Depending on what conditions you have in the where clause, some
additional
indexes could be helpful. For example, if you want "where <table2>.z
between
:X and :Y" (where X and Y are parameters passed in from your code), then
an
index on <table2>.c will speed things up drastically because it will
allow
fetching only the range of records that match the predicate. The
improvement
is even more pronounced for equality predicates. As a completely bogus
example:

create table foo(x integer primary key, y, z);
create table bar(a integer primary key, b, c, x integer);
explain query plan select * from foo join bar using(x) where z between 30
and 50 and c = 10;
0|0|1|SCAN TABLE bar (~100000 rows)
0|1|0|SEARCH TABLE foo USING INTEGER PRIMARY KEY (rowid=?) (~1 rows)

create index foo_z on foo(z);
create index bar_c on bar(c);
explain query plan select * from foo join bar using(x) where z between 30
and 50 and c = 10;
0|0|1|SEARCH TABLE bar USING INDEX bar_c (c=?) (~10 rows)
0|1|0|SEARCH TABLE foo USING INTEGER PRIMARY KEY (rowid=?) (~1 rows)
Let me give an example so that you can better understand the problem:

create table a(playerid integer primary key, name varchar(70), teamid
integer, value double, foreign key teamid references b(teamid));
create table b(teamid integer primary key, teamname varchar(15));
create table c(id integer primary key, name varchar(10));
create table d(id integer, playerid integer, value integer, currvalue
double);

SELECT DISTINCT a.playerid, a.name, d.value, b.name, d.currvalue FROM
a, b, d WHERE d.playerid = a.playerid AND a.teamid = b.teamid AND d.id
= 1;

Without any indexes I am getting:

0|0|2|SCAN TABLE d (~100000 rows)
0|1|0|SEARCH TABLE a USING INTEGER PRIMARY KEY (rowid=?) (~1 rows)
0|2|1|SEARCH TABLE b USING INTEGER PRIMARY KEY (rowid=?) (~1 rows)
0|0|0|USE TEMP B-TREE FOR DISTINCT

What I am thinking is to create an index on the d for the playerid +
id to speed things up.

Am I right? Any suggestions for improvements?

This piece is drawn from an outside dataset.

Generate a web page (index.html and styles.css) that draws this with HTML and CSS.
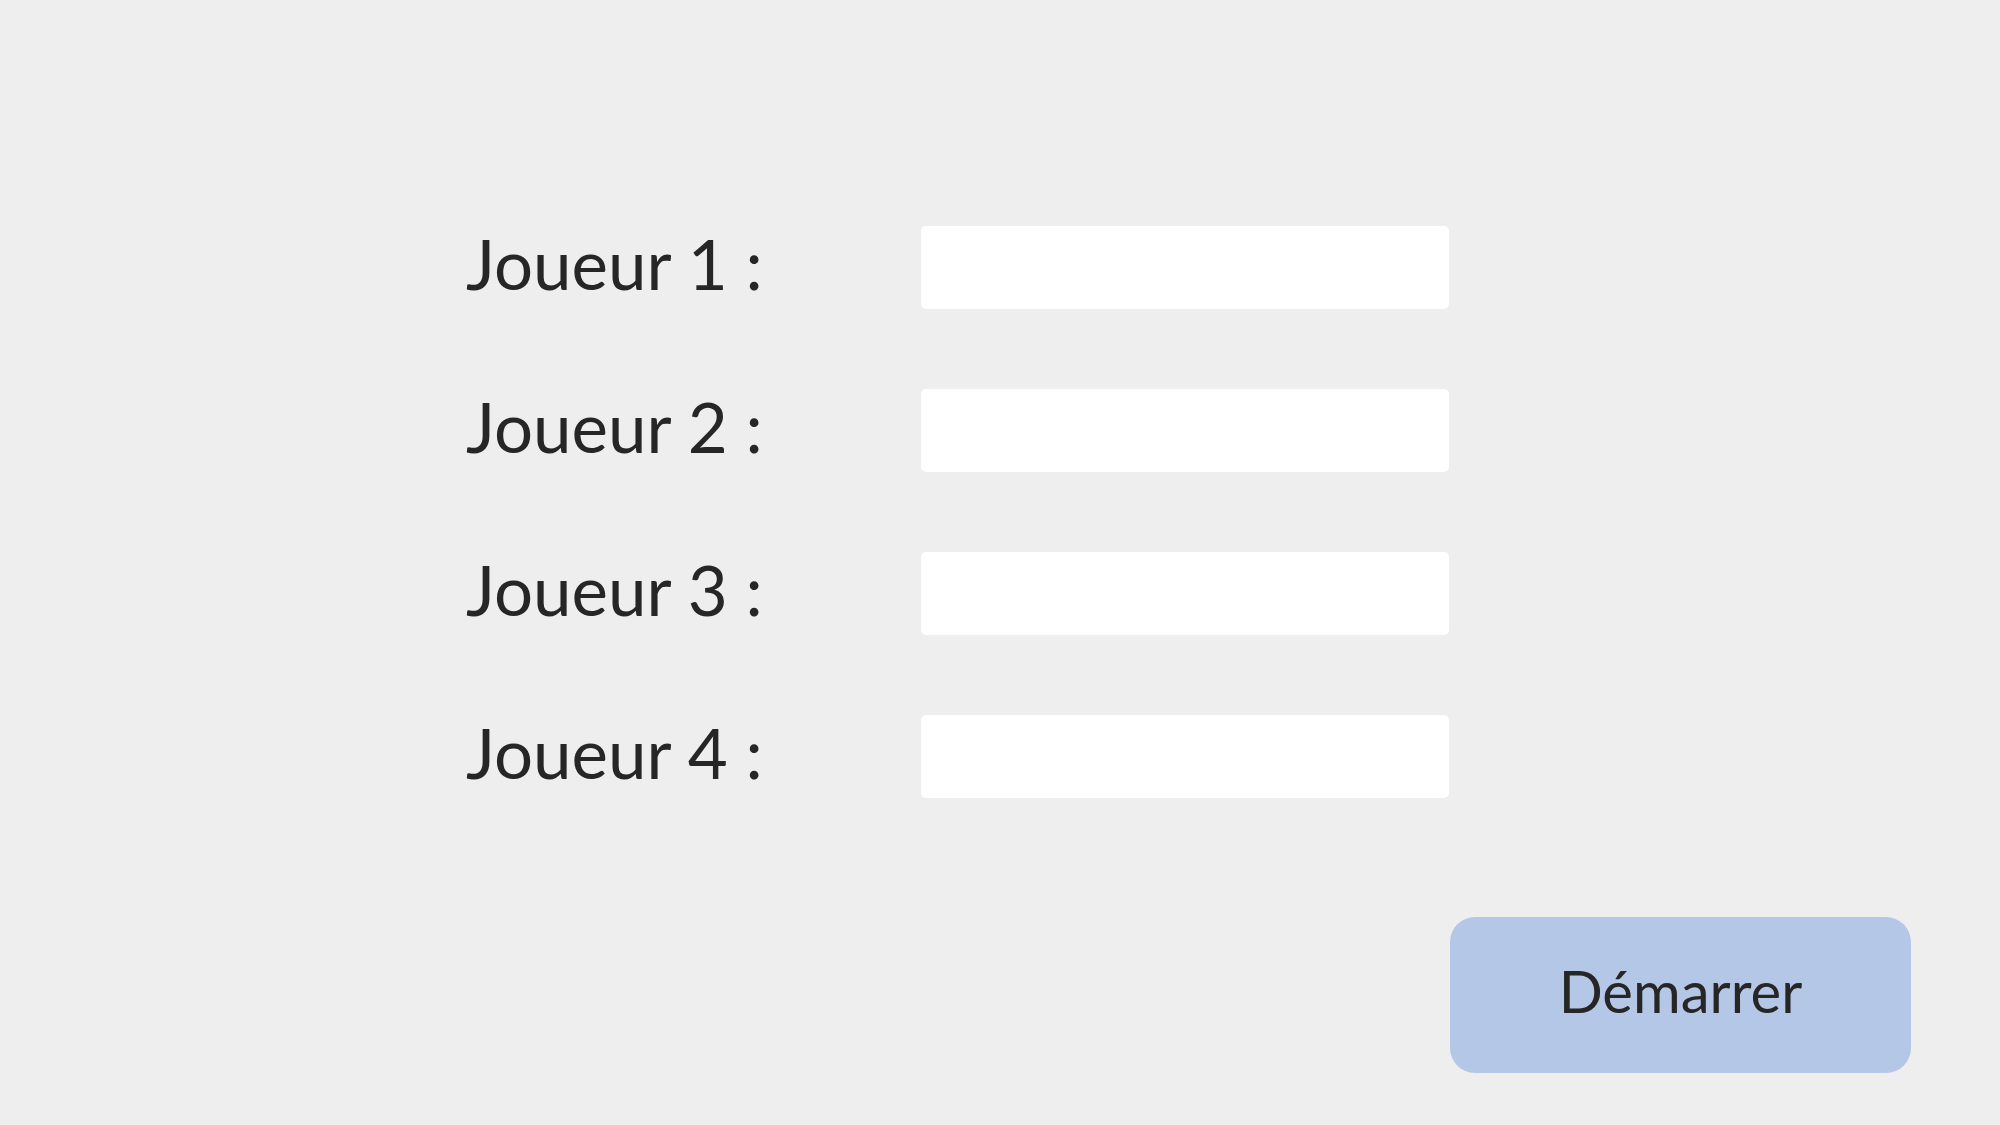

Now in the end of my program I will update the d table - value and
currvalue fields - for every playerid that
belongs to the id = 1.

Will this index help me there as well or I will lose performance?

Thank you.


The row estimates are worthless (it's an empty database and I never ran
ANALYZE) but you get the idea: without an index, it scans all of bar for
matching rows (= slow) and then joins it to foo using the latter's
primary
key index. With the index, it probes bar_c for precisely the data needed
(=
fast), then uses foo's primary key index to complete the join as before.
In
general, you can use at most one index per table. So, for example, you
can't
use both foo_z and the primary key index on foo, so it decides to use
the pk
index because that's predicted to be more beneficial; statistics could
easily push that the other way, though (for example, if there's only one
or
two rows with c=10). The pk index on bar, on the other hand, is useless
for
this query because we don't care what bar.a is; using bar_c index is the
obvious choice there.

I'm afraid I didn't follow your explanation of the grid and update stuff,
but hopefully the above at least helps you make the query fast.